30 years ago, a teacher in a public school in northern Massachusetts was trying to get her 6th grade students to learn arithmetic.  "You'll need to know this to get a job," she told them.  "Why should I get a job," one of her sharper students replied.  "I'm going on welfare like my mom."  If a 6th grader can figure this out, why can't a Harvard prof?

Karl Marx's fine-sounding economic model "From each according to his abilities, to each according to his needs" doomed the Soviet Union to lose the Cold War because they couldn't match our military spending.  As factory workers found that their pay had little if anything to do with how hard they worked, productivity declined.  The money they earned became worthless because there was nothing much to buy.  The situation was summed up in the proverb, "We pretend to work and they pretend to pay us."

Despite all the historical evidence that redistributive taxation destroys the economy so that there's nothing left to redistribute, our ivory-tower theoreticians persist in writing about newer and more complex mathematical models of more and more sophisticated redistribution schemes at our expense.

Making things happen in society is all about providing incentives.  Income redistribution, like every other liberal social policy, distorts incentives to do well, to make progress, and, yes, even distorts incentives to help other people.  Why help your neighbor?  Just let the government do it.

The power to tax is the power to destroy; liberal impulses to tax more and more of the economy are just another cover for progress towards totalitarian government. Margaret Thatcher put it best when she observed:

The problem with socialism is that eventually you run out of other people's money.

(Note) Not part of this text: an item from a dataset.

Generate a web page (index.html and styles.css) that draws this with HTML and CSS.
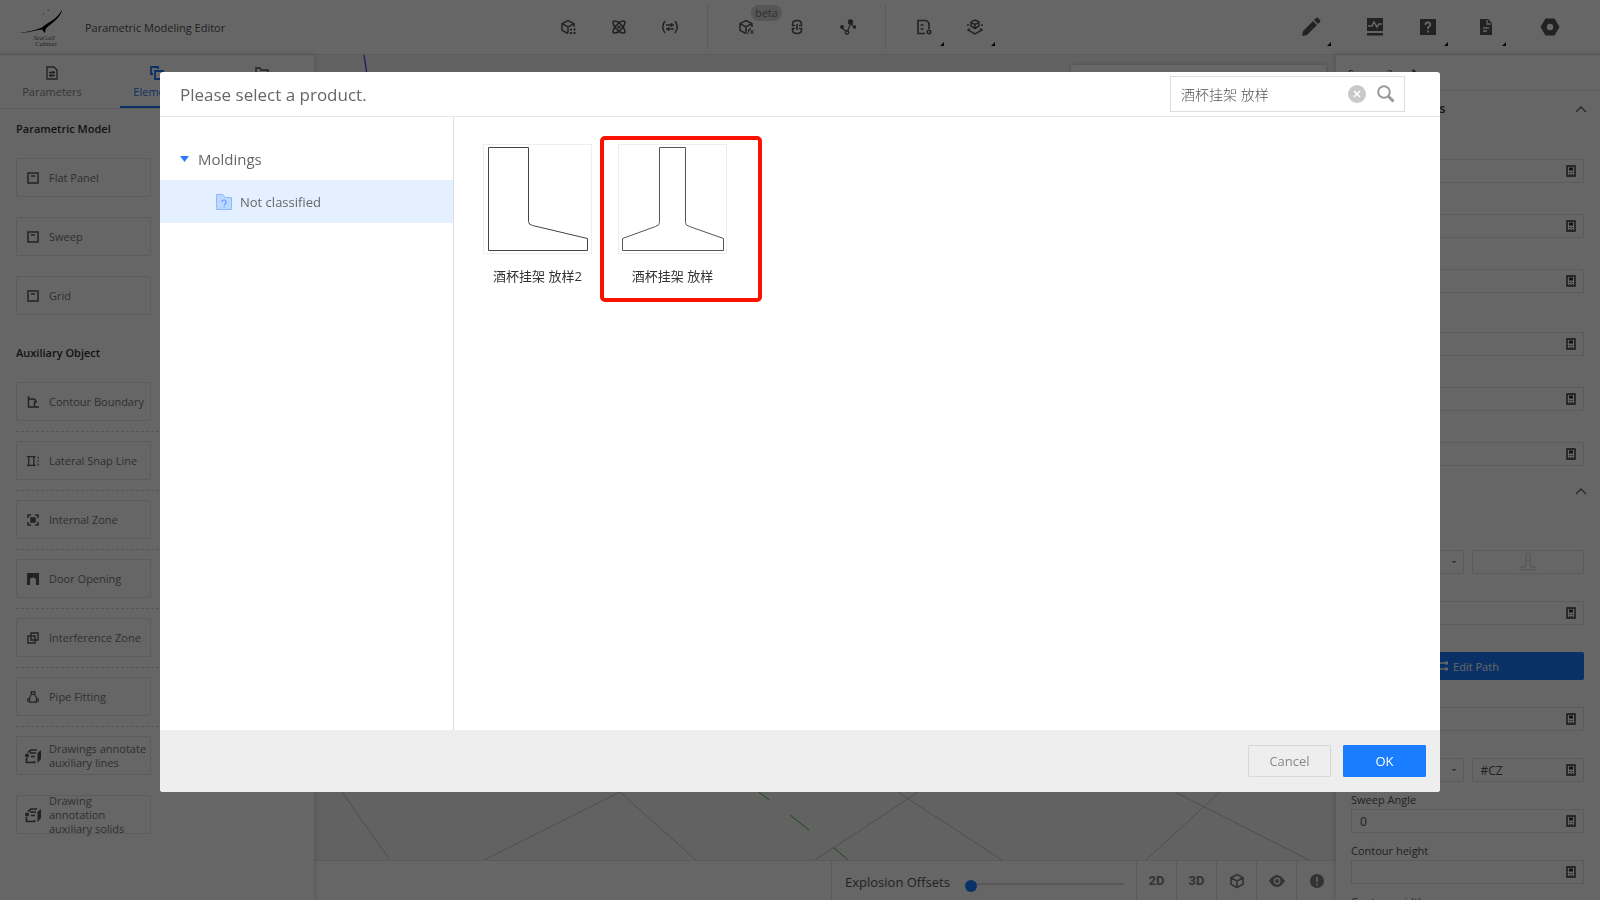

This paper reminds us, as if we needed reminding, how wise our Founders were to protect property along with life and liberty when they wrote the Constitution.  They must have known some pretty goofy liberals in their day to have felt so strongly about property rights.

How sad that we've let our national thought pattern get so far from property rights that liberals can speak of "redistribution" and "justice" in the same paper, and spend our hard-earned tax dollars doing it!